When are we going to wake up? The good news is people around the world are waking up. And they're recognising with the appointment of this COP presidency, it reveals the practise that's been underway for quite some time. By the time of the Glasgow COP, they already... fossil fuel companies already had a larger number of delegates than the largest national delegation. And by last year in Egypt, at COP27, the fossil fuel participants were more than those of the 10 most climate-affected countries all combined.
And now, they are in... formally in charge. It takes off the disguise. It reveals the reality that we've been wrestling with for quite some time. We need to change the rules so that one petro state or one fossil fuel company can't stand up and say, no. I won't permit that. You need unanimity. So I won't agree to it because I want to continue racing greedily for more and more profits while we continue filling the sky.
This image behind me, Simon, is a picture from the Space Station of how thin the troposphere - the blue is where the oxygen refracts the light. You could walk to the top of that blue line in an hour if you walked fast. That's what we're using as an open sewer. And the accumulated amount is now trapping as much extra heat as would be released by 750,000 Hiroshima-class atomic bombs exploding on the Earth every 24 hours.
That's why the oceans are getting so hot and putting all that water vapour into the sky. That's why the droughts are hitting more quickly. That's why the storms are getting stronger. That's why the ice is melting. That's why salt water is coming into the aquifers in coastal areas. That's why agriculture is threatened. That's why the IPCC has said we could face a global food crisis with a multi-breadbasket failure if we continue this reckless assault on the ecological systems that undergird the possibility for humanity to flourish.
We have developed the alternatives. We have the policies that work. We need to get the political resistance out of the way. And when Sultan Al-Jaber says the fossil fuel companies should collaborate with policymakers to advance progress, not impede progress, who is he kidding? Do they take us for fools?
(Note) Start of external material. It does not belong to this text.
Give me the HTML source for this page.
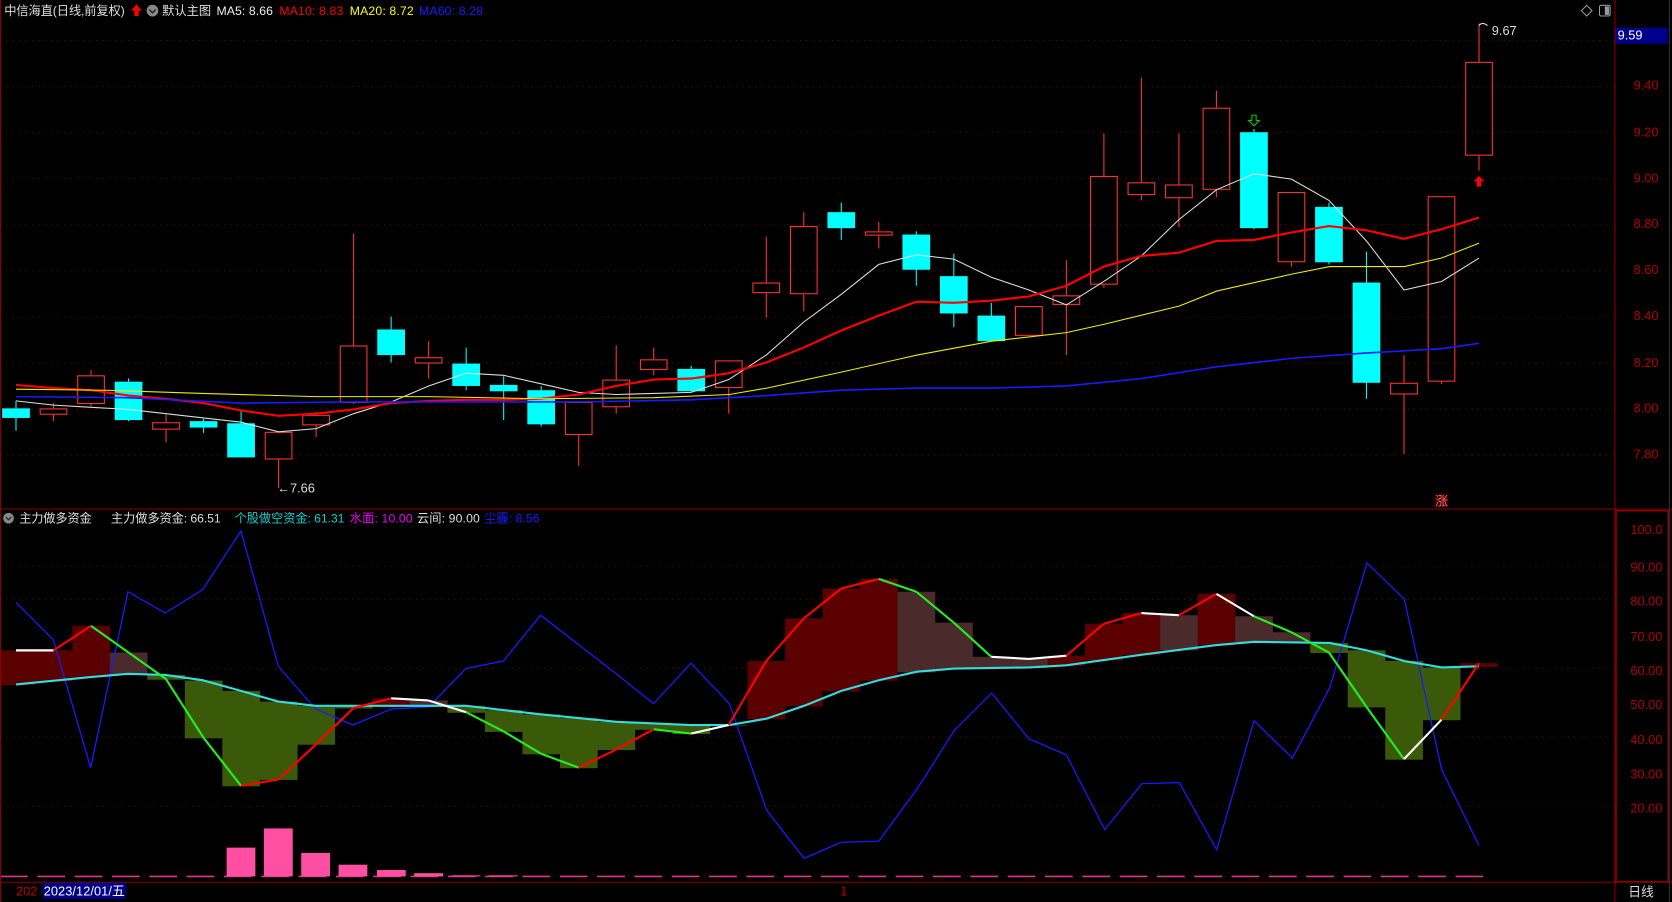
<!DOCTYPE html>
<html><head><meta charset="utf-8"><style>
html,body{margin:0;padding:0;background:#000;width:1672px;height:902px;overflow:hidden}
svg{display:block}
text{font-family:"Liberation Sans","Noto Sans CJK SC",sans-serif;font-size:12px}
.h{font-size:11.5px}
</style></head><body>
<svg id="s" width="1672" height="902" viewBox="0 0 1568 846" preserveAspectRatio="none">
<rect width="1568" height="846" fill="#000"/>
<g id="grid"></g>
<g id="low"></g>
<g id="main"></g>
<line x1="1514.5" y1="0" x2="1514.5" y2="846" stroke="#8b0000" stroke-width="1"/>
<line x1="0" y1="477.5" x2="1568" y2="477.5" stroke="#8b0000"/>
<line x1="0" y1="827.5" x2="1568" y2="827.5" stroke="#8b0000"/>
<rect x="1515.5" y="479" width="49" height="348" fill="none" stroke="#8b0000" stroke-width="1.5"/>
<line x1="0.5" y1="0" x2="0.5" y2="846" stroke="#8b0000"/>
<line x1="1565.5" y1="0" x2="1565.5" y2="846" stroke="#333"/>
<text class="h" x="4" y="14" fill="#ddd" textLength="113">中信海直(日线,前复权)</text>
<path d="M128 4 l5 6 h-3 v5 h-4 v-5 h-3z" fill="#f00"/>
<circle cx="143" cy="10" r="5.5" fill="#888"/><path d="M140 9 l3 3 l3 -3" stroke="#222" fill="none" stroke-width="1.3"/>
<text class="h" x="152" y="14" fill="#ddd" textLength="46">默认主图</text>
<text class="h" x="203" y="14" fill="#eee" textLength="53">MA5: 8.66</text>
<text class="h" x="262" y="14" fill="#f00" textLength="60">MA10: 8.83</text>
<text class="h" x="328" y="14" fill="#ff0" textLength="60">MA20: 8.72</text>
<text class="h" x="393" y="14" fill="#1a1aff" textLength="60">MA60: 8.28</text>
<path d="M1488 5 l5 5 l-5 5 l-5 -5z" fill="none" stroke="#999"/>
<rect x="1500" y="5" width="10" height="10" rx="1.5" fill="none" stroke="#999"/><rect x="1505" y="6" width="4" height="8" fill="#999"/>
<rect x="1515" y="26" width="49" height="15" fill="#00008b"/>
<text x="1517" y="37" fill="#fff" font-size="11">9.59</text>
<g fill="#b00000" font-size="12.5">
<text x="1532" y="84">9.40</text><text x="1532" y="128">9.20</text><text x="1532" y="171">9.00</text>
<text x="1532" y="214">8.80</text><text x="1532" y="257">8.60</text><text x="1532" y="300">8.40</text>
<text x="1532" y="344">8.20</text><text x="1532" y="387">8.00</text><text x="1532" y="430">7.80</text>
</g>
<g fill="#b00000" font-size="12.5">
<text x="1529" y="501">100.0</text><text x="1529" y="536">90.00</text><text x="1529" y="568">80.00</text>
<text x="1529" y="601">70.00</text><text x="1529" y="633">60.00</text><text x="1529" y="665">50.00</text>
<text x="1529" y="698">40.00</text><text x="1529" y="730">30.00</text><text x="1529" y="762">20.00</text>
</g>
<circle cx="8" cy="486" r="5" fill="#888"/><path d="M5.5 485 l2.5 2.5 l2.5 -2.5" stroke="#222" fill="none" stroke-width="1.2"/>
<text class="h" x="18" y="490" fill="#ddd" textLength="68">主力做多资金</text>
<text class="h" x="104" y="490" fill="#ddd" textLength="103">主力做多资金: 66.51</text>
<text class="h" x="220" y="490" fill="#1cc" textLength="103">个股做空资金: 61.31</text>
<text class="h" x="328" y="490" fill="#e0e" textLength="59">水面: 10.00</text>
<text class="h" x="391" y="490" fill="#ddd" textLength="59">云间: 90.00</text>
<text class="h" x="454" y="490" fill="#1a1aff" textLength="52">尘霾: 8.56</text>
<text x="15" y="840" fill="#c00000">202</text>
<rect x="40" y="828" width="78" height="15" fill="#00008b"/>
<text x="41" y="840" fill="#fff" textLength="76">2023/12/01/五</text>
<text x="788" y="840" fill="#c00000" font-size="10">1</text>
<text x="1527" y="841" fill="#ddd">日线</text>
<text x="260" y="462" fill="#ddd" font-size="11">←7.66</text>
<text x="1399" y="33" fill="#ddd" font-size="11">9.67</text>
<path d="M1387 24 q3 -4 8 0" stroke="#ddd" fill="none"/>
<path d="M1387 165 l5 5 h-3 v5 h-4 v-5 h-3z" fill="#f00"/>
<path d="M1176 118 l-5 -5 h3 v-5 h4 v5 h3z" fill="none" stroke="#0c0"/>
<rect x="1345" y="463" width="13" height="13" fill="#300"/><text x="1346" y="474" fill="#f66" font-size="10">涨</text>
</svg>
<script>
var NS="http://www.w3.org/2000/svg";
function el(p,t,a){var e=document.createElementNS(NS,t);for(var k in a)e.setAttribute(k,a[k]);document.getElementById(p).appendChild(e);return e;}
for(var y=38;y<440;y+=43.2) el("grid","line",{x1:0,x2:1514,y1:y,y2:y,stroke:"#7a0000","stroke-dasharray":"1 5"});
[531,562,627,691,756].forEach(function(y){el("grid","line",{x1:0,x2:1514,y1:y,y2:y,stroke:"#7a0000","stroke-dasharray":"1 5"});});
el("grid","line",{x1:0,x2:1400,y1:822,y2:822,stroke:"#e0308a","stroke-dasharray":"26 9","stroke-width":1.5});
var X=[];for(var i=0;i<40;i++)X.push(15+i*35.18);
var C=[[383,392,376,404,0],[383,389,378,395,1],[352,379,347,381,1],[358,394,355,395,0],[396,403,389,415,1],[395,401,393,406,0],[397,429,384,429,0],[405,431,405,458,1],[389,399,386,410,1],[324,378,219,379,1],[309,333,297,340,0],[335,341,320,355,1],[341,362,326,366,0],[361,367,353,394,0],[366,398,362,400,0],[377,408,376,437,1],[356,382,324,388,1],[337,347,326,352,1],[346,367,343,368,0],[338,364,338,388,1],[265,275,222,298,1],[212,276,199,292,1],[199,214,190,225,0],[217,221,208,233,1],[220,253,217,268,0],[259,294,238,307,0],[296,320,284,320,0],[287,315,287,315,1],[277,286,244,333,1],[165,267,125,270,1],[171,183,73,188,1],[173,186,125,213,1],[101,178,85,185,1],[124,214,121,215,0],[180,246,180,250,1],[194,246,190,248,0],[265,359,236,374,0],[359,370,333,426,1],[184,358,184,360,1],[58,146,22,160,1]];
C.forEach(function(c,i){var x=X[i],w=26;
 if(c[4]){el("main","line",{x1:x,x2:x,y1:c[2],y2:c[0],stroke:"#f33"});el("main","line",{x1:x,x2:x,y1:c[1],y2:c[3],stroke:"#f33"});
  el("main","rect",{x:x-w/2+.5,y:c[0]+.5,width:w-1,height:Math.max(c[1]-c[0]-1,1),fill:"none",stroke:"#f33"});}
 else{el("main","line",{x1:x,x2:x,y1:c[2],y2:c[3],stroke:"#0ff"});el("main","rect",{x:x-w/2,y:c[0],width:w,height:Math.max(c[1]-c[0],1),fill:"#0ff"});}
});
function pl(pts,col,sw,g){el(g||"main","polyline",{points:pts.map(function(p){return p.join(",")}).join(" "),fill:"none",stroke:col,"stroke-width":sw||1});}
var m5=[376,380,382,384,388,392,396,405,402,388,377,362,350,352,360,368,370,369,368,356,333,302,276,248,239,243,260,272,286,264,240,206,178,163,168,188,226,272,264,242];
var m10=[361,364,366,371,374,378,385,390,388,384,378,376,375,375,374,370,362,356,355,350,340,326,310,296,283,284,282,278,268,250,240,237,226,225,218,212,216,224,215,204];
pl(m5.map(function(y,i){return[X[i],y]}),"#ddd",1);
pl(m10.map(function(y,i){return[X[i],y]}),"#f00",2);
pl([[15,365],[100,366],[190,369],[296,372],[402,372],[507,374],[613,373],[684,370],[719,364],[789,349],[860,333],[930,320],[1000,312],[1036,304],[1106,287],[1141,273],[1212,257],[1247,250],[1317,250],[1352,242],[1387,228]],"#ee0",1);
pl([[15,372],[120,373],[226,378],[331,377],[437,377],[543,377],[648,375],[719,371],[789,366],[860,364],[930,364],[1000,362],[1071,355],[1141,344],[1212,336],[1282,331],[1352,327],[1387,322]],"#1a1aff",1.5);
var M=[610,610,587,612,637,692,737,731,698,664,655,657,668,686,707,720,703,684,688,680,620,580,552,543,555,584,616,618,615,585,575,577,557,578,593,612,663,712,675,622];
var cy=[[15,642],[85,635],[120,632],[155,633],[190,638],[226,648],[261,658],[296,662],[367,662],[437,662],[507,670],[578,677],[648,680],[684,680],[719,674],[754,662],[789,648],[824,638],[860,630],[895,627],[965,626],[1000,624],[1071,614],[1141,605],[1176,602],[1247,603],[1282,610],[1317,620],[1352,626],[1387,625]];
function cyAt(x){for(var j=0;j<cy.length-1;j++){if(x<=cy[j+1][0]){var a=cy[j],b=cy[j+1];return a[1]+(b[1]-a[1])*(x-a[0])/(b[0]-a[0]);}}return cy[cy.length-1][1];}
M.forEach(function(m,i){var c=cyAt(X[i]),x=X[i]-17.6;var prev=i?M[i-1]:m;var col;
 if(m<c){col=(m<=prev)?"#5a0000":"#4a2a2a";}else col="#3a5a0a";
 el("low","rect",{x:x,y:Math.min(m,c),width:35.4,height:Math.abs(m-c)+.5,fill:col});});
var pk=[[226,795],[261,777],[296,800],[331,811],[367,816],[402,819],[437,821],[472,821]];
pk.forEach(function(p){el("low","rect",{x:p[0]-13.5,y:p[1],width:27,height:822-p[1],fill:"#ff4fa3"});});
pl([[15,565],[50,600],[85,720],[120,555],[155,575],[190,553],[226,498],[261,625],[296,665],[331,680],[367,665],[402,663],[437,627],[472,620],[507,577],[543,605],[578,632],[613,660],[648,622],[684,660],[719,760],[754,805],[789,790],[824,789],[860,740],[895,685],[930,650],[965,693],[1000,708],[1036,778],[1071,735],[1106,734],[1141,797],[1176,676],[1212,711],[1247,645],[1282,528],[1317,562],[1352,722],[1387,793]],"#1a1aff",1.2,"low");
pl(cy,"#3dd",2,"low");
for(var i=0;i<39;i++){var d=M[i+1]-M[i];var col=Math.abs(d)<4?"#fff":(d<0?"#f00":"#2e2");
 if(i==0||i==11||i==18||i==32||i==37) col="#fff";
 el("low","line",{x1:X[i],y1:M[i],x2:X[i+1],y2:M[i+1],stroke:col,"stroke-width":2});}
</script>
</body></html>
Don't they realise we can see with our own eyes and hear with our own ears that they are impeding progress? Their job... they see their job as to prevent the implementation of any policies that would reduce the production and consumption of oil by a single barrel, by gas by a single cubic foot, of the coal by a single tonne.
They want to continue burning more, and more, and more. And it is a threat to our children, and our grandchildren, and to the present generation. We have to demand progress and get these lobbyists, and companies, and politicians that are in their pocket out of the way so that the will of the people around the world who want to save the future, who want to give people an opportunity to hope for a brighter future. If we get to true net zero, if we stop any net additions, the temperatures will stop going up in the world almost immediately.
A lag time of as little as three to five years. If we stay at true net zero half of all the human-caused greenhouse gas pollution will have fallen out of the atmosphere in as little as 25 to 30 years. We can start the healing process. It'll take time. But we can halt the temperature increase and start turning in the right direction if we can find the political will to overcome this greedy, immoral opposition from the fossil fuel companies who are making so much money from continuing the destruction of humanity's future.
But the good news is political will is itself a renewable resource. And we are seeing it renewed in countries all over the world, particularly by young people.
But on that question of political will, I mean, as you say there are reasons for optimism, for example, from the younger generation of politically active people. And yet in my country, the UK is, as you know, we've seen a rollback of momentum from the prime minister. It seems to me that it's not just the UK and other European countries. We're seeing similar pressure around climate commitments as some of these commitments start to really become actionable.
In the US, as you say, transformational legislation in the form of the Inflation Reduction Act last year. But who knows what's going to happen next year with the presidential election? And it's possible that momentum could go into reverse in this country as well. How do you feel about leaving aside the political activists, but in terms of the people who are actually running the governments of the world at the moment? Is that political will there?
Well, we see signs of it. And the passage of the Inflation Reduction Act was a historic achievement. And then we saw the change in government in Australia and in Brazil. And the continued commitment, for the most part, of the European Union. We are seeing some signs of legitimate progress. But we have to deal with the deception and the falsehoods of the large polluters.
For example, in your recent interview with the head of the Abu Dhabi company who heads the COP he said his company has decarbonised. What? Again, do you take us for fools? Oh, what he means is that they're using some more renewable power for their internal operations, ignoring the 80 per cent of the pollution that is not covered at all. That would be like a tobacco company saying that they're tobacco free because they've banned the smoking of cigarettes inside their office buildings by their employees, continuing to kill millions and millions of people with the product that's out there.
That's the same exact thing. And they're trying to pull the wool over our eyes and make us believe that they... that they're going to take responsibility for solving this. Well, they're incentivised to go in the opposite direction. But we have a right to demand that they stop blocking and fighting against the efforts of others to solve this crisis. We are now seeing in my country the building of all of these solar, and wind, and EV, and battery facilities, and some of the so-called red states, the conservative states. There is a political constituency being built up for the energy transition, Simon.
And that is a positive development. We have the direction of travel. The majority of companies, outside of the fossil fuel sector, are moving, for the most part, in a very determined way. And we're seeing the adoption of clean energy. Not only in the US, India last year, the most populous country in the world, people are surprised when they hear that of all the new electricity generation installed in India last year, 93 per cent was solar and wind. We are seeing progress.
But we have got to clear these obstacles out of the way. And we have got to reform the system for allocating capital globally so that the developing countries are not walled off from access to borrowing the money and capitalising this green energy revolution.